No matter what those cynical Jews say, and no matter that there might be some truth to that comment, it's not fully true, or even mostly true. There is plenty to Judaism without antisemitism, without externally imposed differences. Judaism has had thriving scholarship, literature, and culture over the last millennium, and while perhaps those external pressures had focused it internally, it has been there nonetheless. Jews were united by practice, by belief, and by custom, across national boundaries, for hundreds of years. Jews shared a language (and often more than one), using it as an opportunity to create networks with each other that left the purely religious realm and traveled over to business and social connections. A book of poems, for example, that was written in Spain by Rabbi Judah Halevi in the 12th century might not long after be found in Egypt. A work of Jewish law written in Safed in the 16th century could be added on to by a rabbi in Poland only a few years later. Judaism's transnational identity was essential in good times and in bad- there were international ransoming networks throughout the medieval and early modern era in which communities in Italy would ransom captive Jews from Poland and from Morocco, and charity collecting networks on behalf of the poor in the Land of Israel that made their way as far as the Americas in the 18th century.

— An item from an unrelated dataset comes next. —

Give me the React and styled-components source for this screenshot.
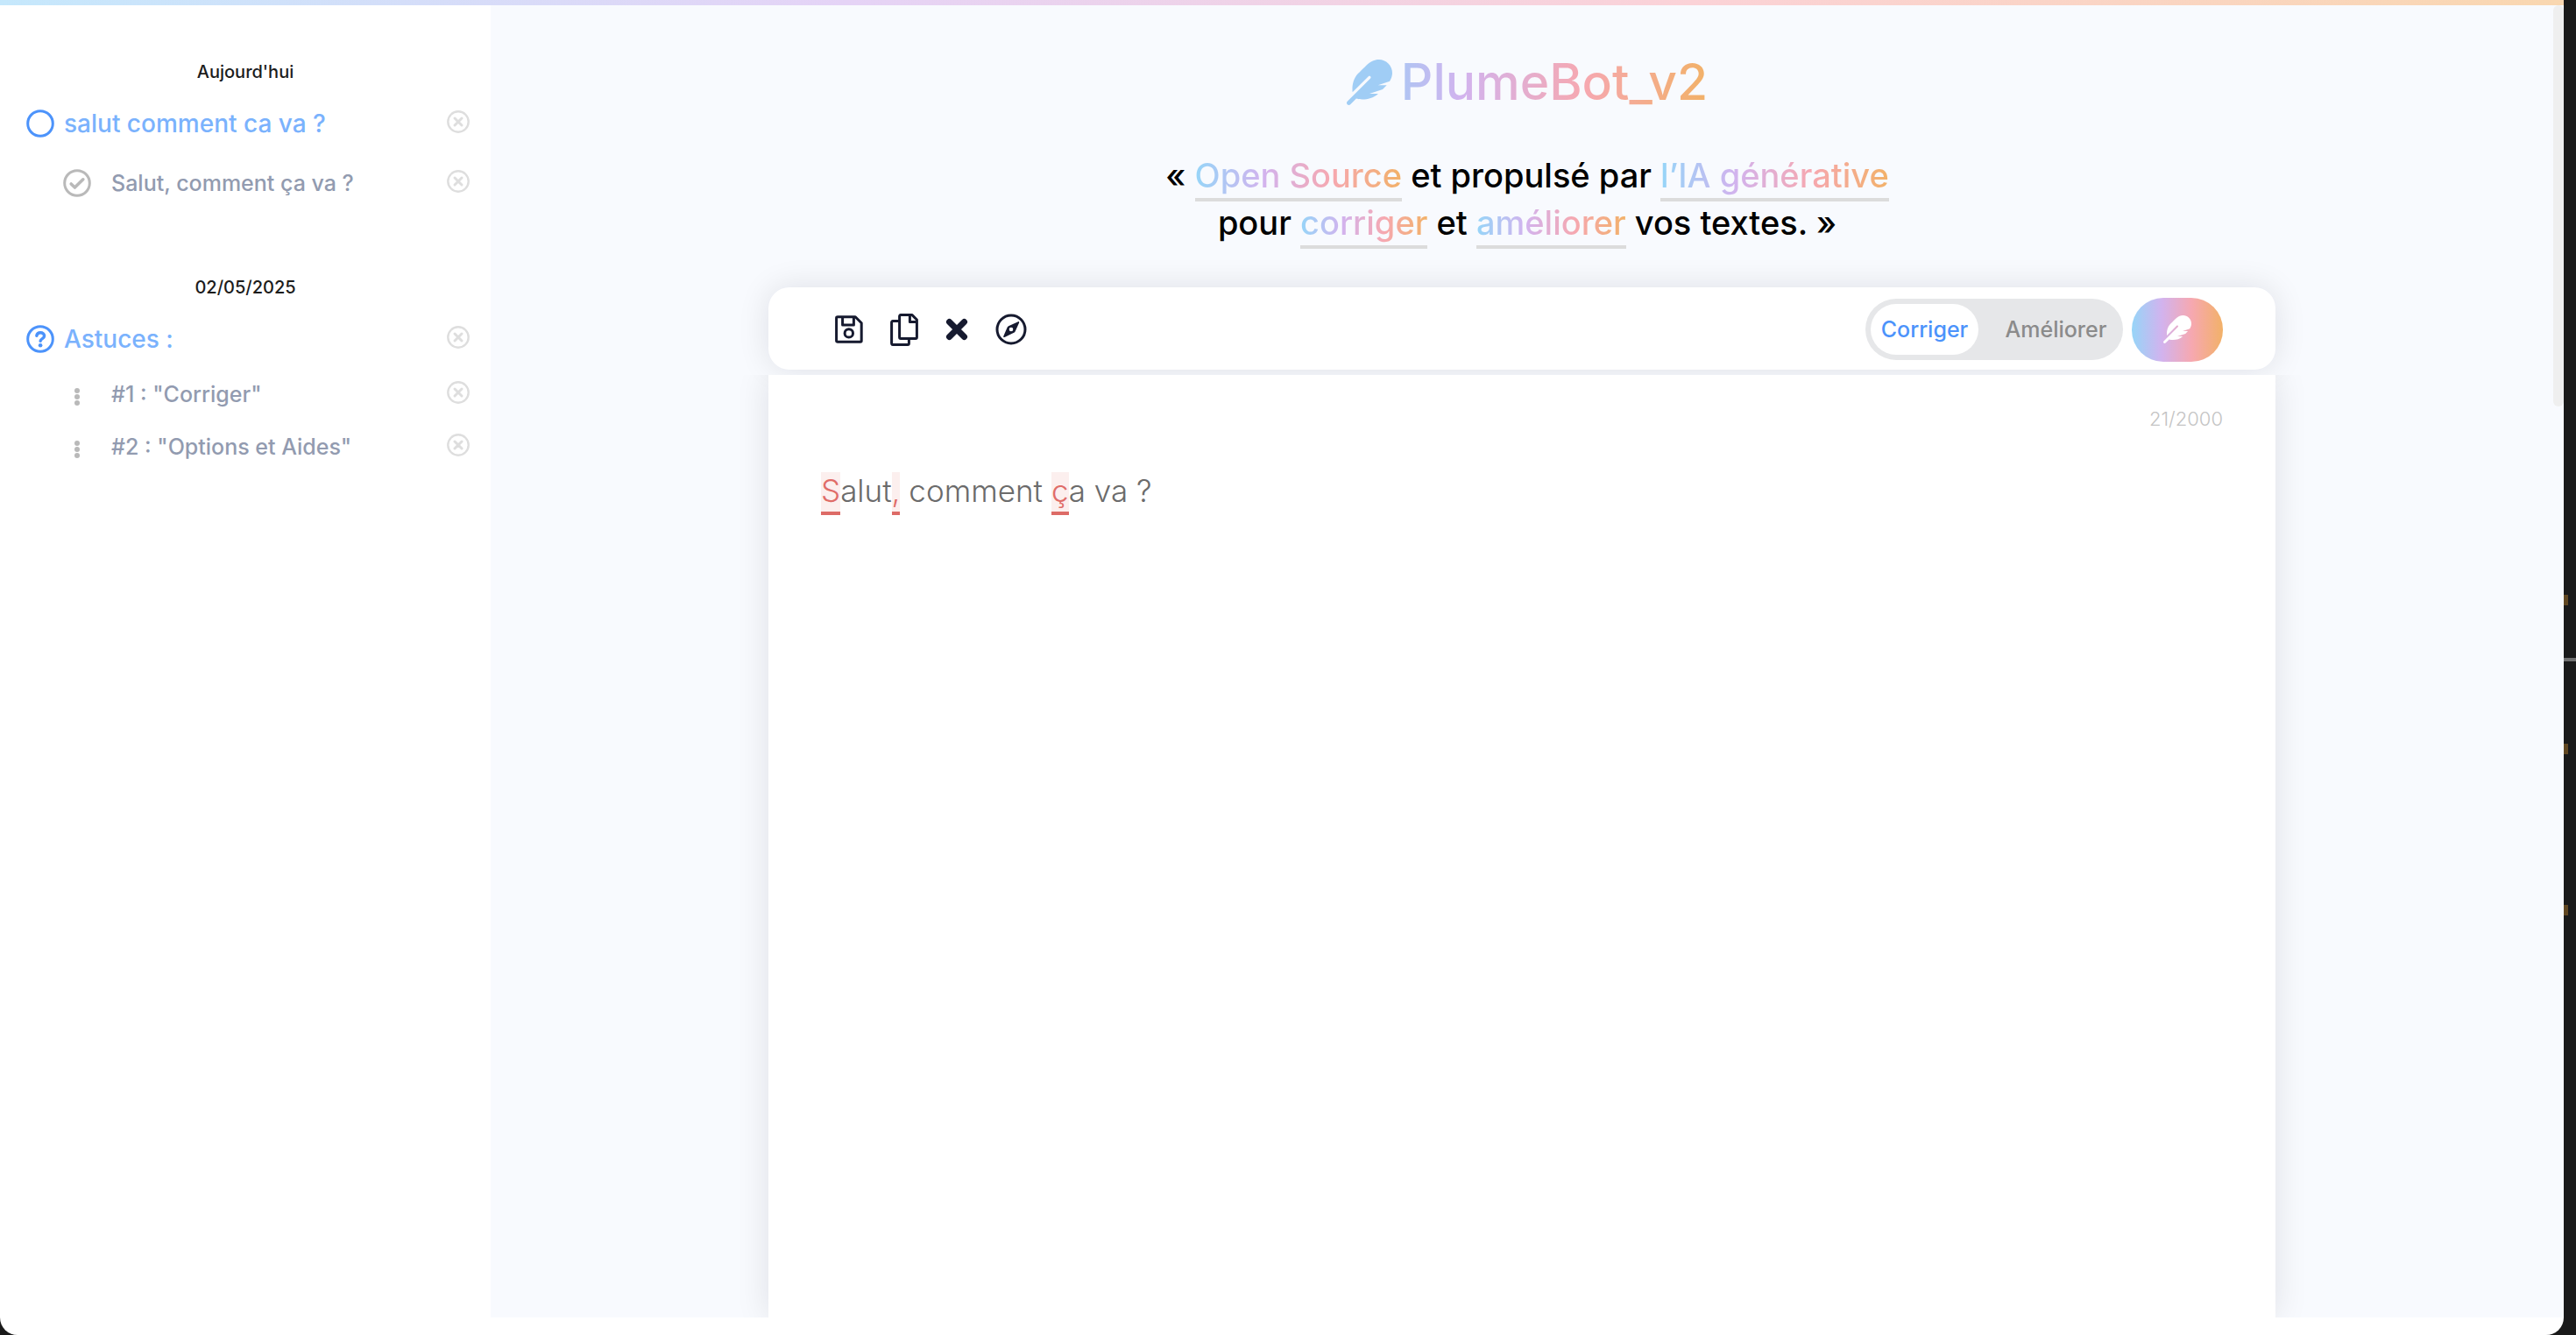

On a more local level, the Jewish community had its own internal structure, called the kehillah or the kahal. In some places in which Jews were expected to take care of themselves and their own, this was a completely all-encompassing internal structure, including all elements of social services, not just the synagogue. There were community records, community taxes (large chunks of which served to pay off the local ruler in gratitude for their permission for the Jews to reside there), community religious standards, and community charitable organizations. Communities had a community leader, often called the parnas, and they had a rabbi, who sometimes was his own seat of power and sometimes was absolutely in thrall to the community. From cradle to grave, a Jew was part of this Jewish community, to the extent that the threat of excommunication from it was a dire one.
It wasn't until the late 18th century that emancipation became a concept. Before it (and, honestly, even after it) Jews could attempt to blend in on a cultural level by achieving education and status, if they were fortunate enough to live in a place which allowed this; but they would still be seen as separate under the law. But even with the advent of emancipation, Jews still often felt at a disadvantage- anti-Jewish prejudices sometimes led Jews to convert to Christianity, for example, simply out of social pressure. Legal emancipation combined with the retention of antisemitic ideologies and influences led to Jews attempting to blend socially into society (often shedding religious observance to do so) and succeeding- up to a point.
And once Jews could, technically, be anything they wanted to be in the countries in which they lived, they wanted to be lots of different kinds of things. Many chose to leave the religious aspect of Judaism behind- but Judaism itself and the cultural legacy which it left proved a hard habit to break. Others chose to innovate religiously through a variety of movements, and others chose to innovate in a way which doubled down on what they saw as tradition. A mix of external pressures which made Jewish differences seem stark- such as seeing six million of their brethren brutally murdered entirely for who they happened to be born- combined with internal feelings of connection to one's heritage (and, for many Jews, the existence of a Jewish state) allow Jews to continue to feel and experience their Judaism to this day.